— Start Dataset rows —
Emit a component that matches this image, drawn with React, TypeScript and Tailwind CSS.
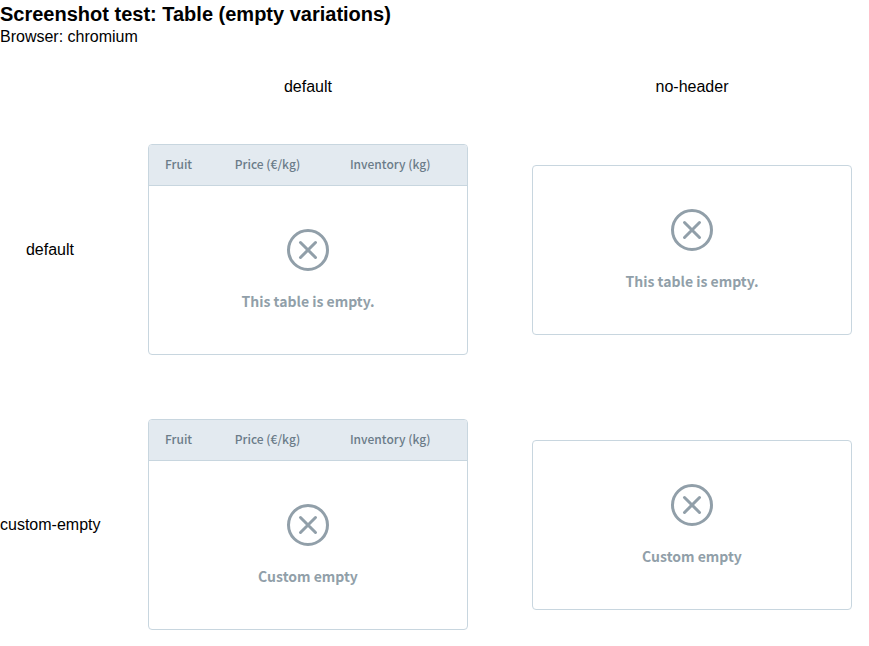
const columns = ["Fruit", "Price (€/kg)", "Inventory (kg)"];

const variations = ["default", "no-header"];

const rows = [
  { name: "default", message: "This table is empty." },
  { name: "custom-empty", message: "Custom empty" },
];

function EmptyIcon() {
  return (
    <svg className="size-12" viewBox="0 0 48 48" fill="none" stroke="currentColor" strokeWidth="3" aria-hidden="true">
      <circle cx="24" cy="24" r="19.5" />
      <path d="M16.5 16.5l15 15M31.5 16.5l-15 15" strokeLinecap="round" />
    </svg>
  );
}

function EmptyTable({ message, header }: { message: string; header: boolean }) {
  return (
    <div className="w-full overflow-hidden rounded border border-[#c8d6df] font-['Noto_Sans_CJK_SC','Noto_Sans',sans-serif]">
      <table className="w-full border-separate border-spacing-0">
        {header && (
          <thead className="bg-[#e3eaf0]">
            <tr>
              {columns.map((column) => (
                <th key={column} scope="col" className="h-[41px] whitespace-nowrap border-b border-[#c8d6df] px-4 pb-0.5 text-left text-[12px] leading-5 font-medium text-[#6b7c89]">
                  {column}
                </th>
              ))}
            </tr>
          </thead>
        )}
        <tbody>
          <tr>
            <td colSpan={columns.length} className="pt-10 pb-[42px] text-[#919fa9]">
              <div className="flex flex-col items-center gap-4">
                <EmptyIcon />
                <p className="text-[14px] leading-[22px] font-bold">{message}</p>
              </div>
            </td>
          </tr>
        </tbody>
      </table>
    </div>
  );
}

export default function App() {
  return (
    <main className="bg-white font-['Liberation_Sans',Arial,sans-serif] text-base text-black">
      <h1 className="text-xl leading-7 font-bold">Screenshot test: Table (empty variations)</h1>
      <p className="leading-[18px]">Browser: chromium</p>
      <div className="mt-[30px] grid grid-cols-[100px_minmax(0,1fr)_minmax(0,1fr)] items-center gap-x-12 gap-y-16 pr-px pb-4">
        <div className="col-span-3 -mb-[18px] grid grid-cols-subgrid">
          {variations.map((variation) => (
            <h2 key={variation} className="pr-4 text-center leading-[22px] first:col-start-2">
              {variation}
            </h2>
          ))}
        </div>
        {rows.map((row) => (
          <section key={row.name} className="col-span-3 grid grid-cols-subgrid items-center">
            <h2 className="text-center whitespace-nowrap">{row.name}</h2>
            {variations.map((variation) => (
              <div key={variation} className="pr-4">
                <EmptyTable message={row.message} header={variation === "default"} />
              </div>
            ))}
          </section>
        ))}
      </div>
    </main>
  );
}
— End Dataset rows —
— Start Dataset rows —
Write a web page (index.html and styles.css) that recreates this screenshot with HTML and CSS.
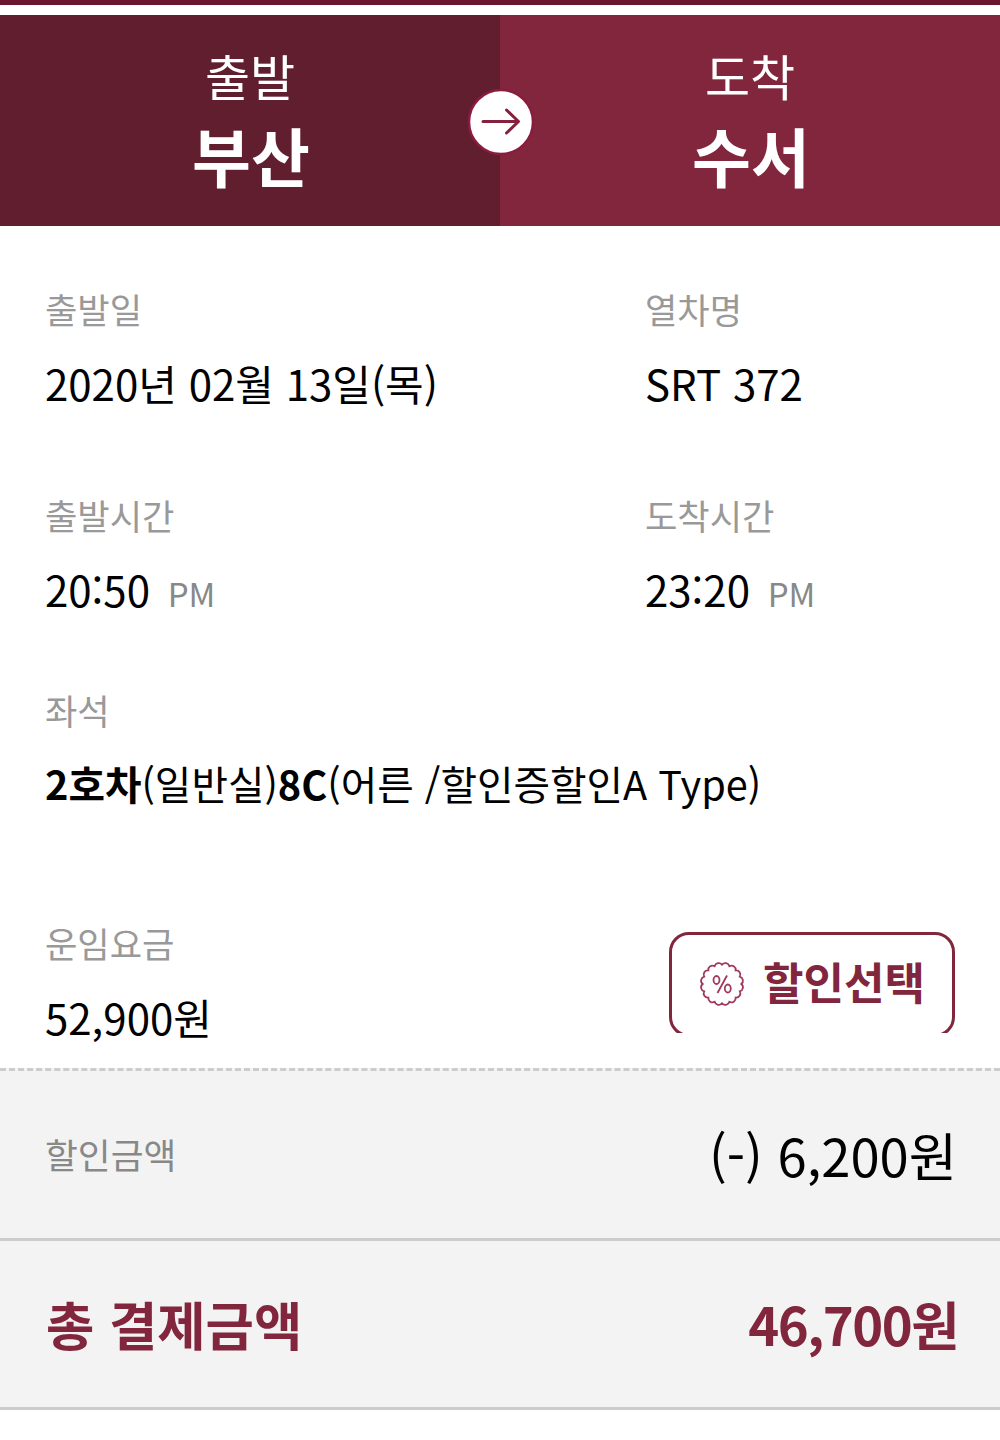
— End Dataset rows —
— Start Dataset rows —
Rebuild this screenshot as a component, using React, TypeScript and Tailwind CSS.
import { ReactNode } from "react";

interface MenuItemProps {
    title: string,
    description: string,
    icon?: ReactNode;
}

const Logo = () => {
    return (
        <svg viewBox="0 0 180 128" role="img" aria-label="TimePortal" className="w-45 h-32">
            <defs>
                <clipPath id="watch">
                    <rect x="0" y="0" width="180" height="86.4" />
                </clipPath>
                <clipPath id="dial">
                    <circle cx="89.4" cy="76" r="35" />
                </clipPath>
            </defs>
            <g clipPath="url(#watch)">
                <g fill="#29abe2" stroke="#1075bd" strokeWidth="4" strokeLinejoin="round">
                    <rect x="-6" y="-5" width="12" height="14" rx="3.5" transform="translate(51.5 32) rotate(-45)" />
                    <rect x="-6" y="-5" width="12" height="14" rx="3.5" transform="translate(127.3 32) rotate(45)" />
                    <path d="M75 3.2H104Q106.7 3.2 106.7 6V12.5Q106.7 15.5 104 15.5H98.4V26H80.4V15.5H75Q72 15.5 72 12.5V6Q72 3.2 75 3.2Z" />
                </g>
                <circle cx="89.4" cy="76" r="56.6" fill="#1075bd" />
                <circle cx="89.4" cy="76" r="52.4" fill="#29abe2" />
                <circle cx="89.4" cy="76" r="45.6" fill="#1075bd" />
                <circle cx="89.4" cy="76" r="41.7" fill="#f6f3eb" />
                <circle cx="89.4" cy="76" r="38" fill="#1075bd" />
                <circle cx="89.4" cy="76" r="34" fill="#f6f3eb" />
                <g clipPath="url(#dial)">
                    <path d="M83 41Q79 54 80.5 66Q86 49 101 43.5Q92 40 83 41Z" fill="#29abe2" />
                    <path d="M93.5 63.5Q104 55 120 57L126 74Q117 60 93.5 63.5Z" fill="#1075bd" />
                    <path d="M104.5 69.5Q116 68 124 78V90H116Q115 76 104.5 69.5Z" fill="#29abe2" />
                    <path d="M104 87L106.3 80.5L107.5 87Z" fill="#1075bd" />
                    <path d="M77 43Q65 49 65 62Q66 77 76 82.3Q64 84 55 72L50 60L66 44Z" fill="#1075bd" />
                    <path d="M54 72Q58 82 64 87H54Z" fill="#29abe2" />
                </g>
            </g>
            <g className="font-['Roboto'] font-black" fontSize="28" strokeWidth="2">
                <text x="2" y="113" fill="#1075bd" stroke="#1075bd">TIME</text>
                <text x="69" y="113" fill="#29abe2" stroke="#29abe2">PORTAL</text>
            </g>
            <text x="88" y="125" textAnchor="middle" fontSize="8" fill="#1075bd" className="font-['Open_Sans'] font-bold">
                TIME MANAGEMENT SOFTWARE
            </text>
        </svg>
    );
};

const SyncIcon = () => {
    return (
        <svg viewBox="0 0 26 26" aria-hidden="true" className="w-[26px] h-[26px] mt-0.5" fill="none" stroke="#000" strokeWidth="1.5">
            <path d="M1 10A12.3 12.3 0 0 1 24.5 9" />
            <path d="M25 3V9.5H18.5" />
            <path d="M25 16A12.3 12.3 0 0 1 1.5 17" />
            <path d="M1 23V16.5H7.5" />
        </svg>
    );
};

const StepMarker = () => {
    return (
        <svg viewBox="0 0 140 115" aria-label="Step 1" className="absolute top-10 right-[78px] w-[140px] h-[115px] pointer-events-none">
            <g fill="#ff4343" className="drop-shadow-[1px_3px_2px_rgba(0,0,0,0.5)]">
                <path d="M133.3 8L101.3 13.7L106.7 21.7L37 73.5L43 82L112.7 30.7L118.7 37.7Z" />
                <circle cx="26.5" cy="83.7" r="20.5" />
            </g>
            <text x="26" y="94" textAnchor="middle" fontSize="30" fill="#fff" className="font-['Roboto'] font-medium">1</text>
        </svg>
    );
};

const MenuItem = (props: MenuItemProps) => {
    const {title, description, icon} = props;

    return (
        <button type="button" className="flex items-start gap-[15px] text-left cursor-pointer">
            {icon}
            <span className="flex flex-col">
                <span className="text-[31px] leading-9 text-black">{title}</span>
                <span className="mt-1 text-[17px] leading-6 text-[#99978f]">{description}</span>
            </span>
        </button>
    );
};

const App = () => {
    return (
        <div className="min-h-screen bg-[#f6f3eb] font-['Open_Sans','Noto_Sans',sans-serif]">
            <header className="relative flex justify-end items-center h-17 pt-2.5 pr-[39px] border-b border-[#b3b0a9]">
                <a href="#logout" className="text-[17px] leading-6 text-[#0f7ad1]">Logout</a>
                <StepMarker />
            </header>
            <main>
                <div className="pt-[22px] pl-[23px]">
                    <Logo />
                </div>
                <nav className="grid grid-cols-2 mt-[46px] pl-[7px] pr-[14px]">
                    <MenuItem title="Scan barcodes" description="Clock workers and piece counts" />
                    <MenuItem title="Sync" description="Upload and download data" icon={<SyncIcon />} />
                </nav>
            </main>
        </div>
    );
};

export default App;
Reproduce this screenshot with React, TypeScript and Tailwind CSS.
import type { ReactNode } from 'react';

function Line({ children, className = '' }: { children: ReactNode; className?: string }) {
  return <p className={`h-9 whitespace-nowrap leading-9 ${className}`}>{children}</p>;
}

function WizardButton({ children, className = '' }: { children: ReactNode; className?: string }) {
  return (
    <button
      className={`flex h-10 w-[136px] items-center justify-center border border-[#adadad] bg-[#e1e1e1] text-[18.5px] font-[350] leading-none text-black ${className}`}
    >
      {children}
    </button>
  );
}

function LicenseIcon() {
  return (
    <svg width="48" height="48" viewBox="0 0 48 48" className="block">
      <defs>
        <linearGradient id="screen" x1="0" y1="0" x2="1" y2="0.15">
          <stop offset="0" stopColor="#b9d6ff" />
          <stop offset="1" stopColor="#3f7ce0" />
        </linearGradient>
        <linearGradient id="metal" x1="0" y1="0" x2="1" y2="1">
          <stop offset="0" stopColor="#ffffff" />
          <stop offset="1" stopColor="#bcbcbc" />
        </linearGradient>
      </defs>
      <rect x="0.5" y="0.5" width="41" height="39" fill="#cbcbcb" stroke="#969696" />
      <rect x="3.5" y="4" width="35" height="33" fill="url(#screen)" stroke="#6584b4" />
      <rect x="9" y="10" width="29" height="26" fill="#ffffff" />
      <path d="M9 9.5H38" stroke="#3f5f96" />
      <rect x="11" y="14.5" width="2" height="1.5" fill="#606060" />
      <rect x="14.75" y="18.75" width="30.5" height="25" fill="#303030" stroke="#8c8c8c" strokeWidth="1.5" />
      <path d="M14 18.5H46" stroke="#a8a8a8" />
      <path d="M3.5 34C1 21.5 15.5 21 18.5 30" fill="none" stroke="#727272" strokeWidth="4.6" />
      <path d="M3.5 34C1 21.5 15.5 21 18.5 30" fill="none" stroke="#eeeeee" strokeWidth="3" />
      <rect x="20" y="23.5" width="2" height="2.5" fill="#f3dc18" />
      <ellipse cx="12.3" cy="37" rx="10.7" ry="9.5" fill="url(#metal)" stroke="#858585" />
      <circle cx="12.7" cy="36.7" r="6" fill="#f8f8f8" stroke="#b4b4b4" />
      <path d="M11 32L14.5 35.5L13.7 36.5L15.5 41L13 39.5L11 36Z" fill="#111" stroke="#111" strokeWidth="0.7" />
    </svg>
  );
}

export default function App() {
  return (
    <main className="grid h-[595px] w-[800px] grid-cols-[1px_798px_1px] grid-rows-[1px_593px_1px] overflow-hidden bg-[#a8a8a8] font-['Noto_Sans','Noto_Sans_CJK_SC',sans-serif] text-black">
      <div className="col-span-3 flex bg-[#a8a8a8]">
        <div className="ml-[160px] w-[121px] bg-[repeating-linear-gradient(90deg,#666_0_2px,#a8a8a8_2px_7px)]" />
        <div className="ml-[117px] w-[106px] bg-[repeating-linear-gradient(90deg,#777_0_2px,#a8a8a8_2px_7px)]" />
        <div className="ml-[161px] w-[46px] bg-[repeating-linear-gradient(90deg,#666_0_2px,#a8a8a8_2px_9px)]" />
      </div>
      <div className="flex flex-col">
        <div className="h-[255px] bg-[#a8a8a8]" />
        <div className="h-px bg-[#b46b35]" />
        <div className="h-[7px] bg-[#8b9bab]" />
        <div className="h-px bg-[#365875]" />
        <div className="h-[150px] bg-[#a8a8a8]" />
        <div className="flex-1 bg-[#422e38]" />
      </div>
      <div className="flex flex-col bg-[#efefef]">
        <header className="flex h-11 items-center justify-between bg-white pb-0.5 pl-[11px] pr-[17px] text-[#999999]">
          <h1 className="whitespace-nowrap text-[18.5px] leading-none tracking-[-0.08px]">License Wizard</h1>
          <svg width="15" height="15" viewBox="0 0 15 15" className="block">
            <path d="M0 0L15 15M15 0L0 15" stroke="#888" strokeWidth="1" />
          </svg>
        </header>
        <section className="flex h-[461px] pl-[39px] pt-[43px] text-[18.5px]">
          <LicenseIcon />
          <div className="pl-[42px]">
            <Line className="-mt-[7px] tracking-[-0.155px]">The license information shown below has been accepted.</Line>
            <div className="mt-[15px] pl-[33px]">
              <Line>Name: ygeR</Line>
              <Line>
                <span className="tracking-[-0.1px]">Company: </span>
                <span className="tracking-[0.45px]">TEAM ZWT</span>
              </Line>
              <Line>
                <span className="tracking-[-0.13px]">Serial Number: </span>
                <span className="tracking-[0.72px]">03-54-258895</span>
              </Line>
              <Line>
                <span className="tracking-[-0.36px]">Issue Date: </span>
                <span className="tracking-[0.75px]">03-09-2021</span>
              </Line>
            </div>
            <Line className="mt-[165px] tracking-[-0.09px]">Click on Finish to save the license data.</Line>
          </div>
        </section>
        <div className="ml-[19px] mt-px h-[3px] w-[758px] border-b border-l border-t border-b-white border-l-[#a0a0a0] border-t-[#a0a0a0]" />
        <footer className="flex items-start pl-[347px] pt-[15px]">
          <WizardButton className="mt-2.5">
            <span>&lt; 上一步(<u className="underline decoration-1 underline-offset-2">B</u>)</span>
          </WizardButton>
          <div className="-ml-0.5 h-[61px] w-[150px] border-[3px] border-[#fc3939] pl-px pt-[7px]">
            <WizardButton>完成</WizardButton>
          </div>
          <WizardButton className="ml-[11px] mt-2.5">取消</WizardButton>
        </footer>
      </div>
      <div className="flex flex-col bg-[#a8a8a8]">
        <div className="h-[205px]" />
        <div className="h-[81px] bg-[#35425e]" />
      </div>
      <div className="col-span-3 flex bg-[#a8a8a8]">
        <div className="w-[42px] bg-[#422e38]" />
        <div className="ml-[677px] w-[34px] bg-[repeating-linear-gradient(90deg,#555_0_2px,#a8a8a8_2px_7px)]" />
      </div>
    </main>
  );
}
— End Dataset rows —
To be done —
Scan the records for the string "that". Copy each line in which it appears.

Exercise solution —
Emit a component that matches this image, drawn with React, TypeScript and Tailwind CSS.
Write a web page (index.html and styles.css) that recreates this screenshot with HTML and CSS.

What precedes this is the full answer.